During the last fifteen years, a considerable amount of results both experimental and theoretical has been obtained for one-dimensional systems (1d). These remarkable progresses have been supported by major efforts in three directions:
- In theory: use of theoretical field approaches, conformal field theory, and results on integrable systems.
- In experiments: considerable progresses in NMR and ESR, neutron spectroscopies and X-ray spectroscopies.
- In material engineering: inventive realizations of materials from oxides to organic compounds.
- Have gapless excitations. In such a case, they are critical systems, they have fractionalized excitations forming continuum (spinons) and not only spin wave modes (magnons). Understanding the non-linear excitations as well as the role of the magnetic field in inducing incommensurability have been crucial stone marks.
- Have gapped excitations. In this case, where quantum effects are emphasized, it has been speculated theoretically (Haldane) and shown experimentally that half integer and integer spin systems behave differently. It has also been shown that the coupling of the spins to the lattice degrees of freedom (spin-Peierls mechanism) is essential. The magnetic field can transform this gapped phase in a gapless magnetized one. Impurities can also be at the origin of various interesting effects (ordering etc…).
- Semi-classical Néel phases are theoretically possible at T=0 and experimentally seen due to stabilization through 3-dimensional couplings,
- Gapped phases with long-range order in dimers exist in 2d as well as in 1d. The first most spectacular results on SrCu2(BO3)2 are very recent. Both the experimental realization of new materials with these properties and the study of their excitation spectra are exciting and numerous new enlightments are expected,
- Gapped phases without long-range order in any local order parameter (Resonating Valence Bond Spin Liquids) have been predicted but not observed yet. This is a great challenge. In both countries, teams are looking for this new magnetic quantum ground-state in 2d solid 3He, but the Wigner crystal phase in silicon MOSFETs may be a good candidate too as well as many oxides. These last quantum phases are suspected to support fractionalized non-confined excitations (as the spinons of the 1d chains but with some differences, still to be completely elucidated), and there should be qualitative differences between spin-1/2 and spin-1 systems. A critical study of different experimental works done in our two countries during the last fifteen year should be undertaken, as well as some prospective work.
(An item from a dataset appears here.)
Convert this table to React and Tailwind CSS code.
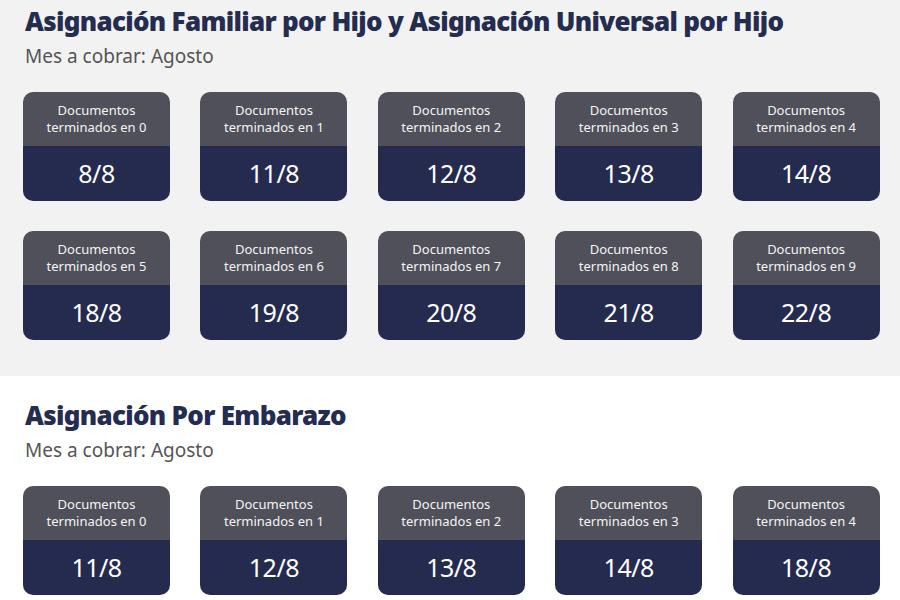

- Critical phases are equally possible, and there is a priori a larger variety of critical phases than in one dimension. This is largely a terra incognita both from the experimental point of view and from the theoretical one.
- In between one and two-dimensional systems the inhomogeneous situations with stripes may be of the utmost interest…
- The spins, we have been talking of up to now, are in many cases complex objects resulting of a modelization, a simplification of reality. In fact, they come from different degrees of freedom, true spin and orbital ones, coupled in various ways in the crystal fields. This richer reality gives rise to a variety of phenomena of great importance: orbital ordering is one issue, Dyaloshinski Moryia interaction another one etc…
- Many of these quantum magnets display intriguing and paradoxical features as the coexistence of spin-glass like behavior: hysteresis in high field and zero field cooling, divergence of non linear magnetic susceptibility and very low dynamics, absence of freezing of a very large number of degrees of freedom at very low temperatures…
- Spin chirality is very important in frustrated spin systems; an anomalous Hall effect due to the chirality is a good example. It indicates that a Berry phase should be considered seriously in the motion of electron as well as the rotation of spin in quantum tunneling of magnetization in nano-magnets.
- Orbital degeneracy and electron-lattice coupling in diagonal and in off diagonal terms are very important. New concepts such as “orbital spin –Peierls transition”, orbital liquids and orbital-spin coupled to low energy mode should be examined experimentally and theoretically.
Collaborations have been made so far on non-linear excitations in the copper benzoates, Spin Peierls and Haldane compounds, magnetization plateaus, molecular magnetism, solid-state chemistry, NMR, neutron and ESR spectroscopy. We expect an extension of the collaborations in theory, NMR, ESR and neutrons, collaborations on new materials, and new techniques such as X-Ray (including high field experiments). We aim to tighten existing collaborations, try to launch an open and creative discussion on some of the challenging questions listed above, and initiate if possible new coordinated researches.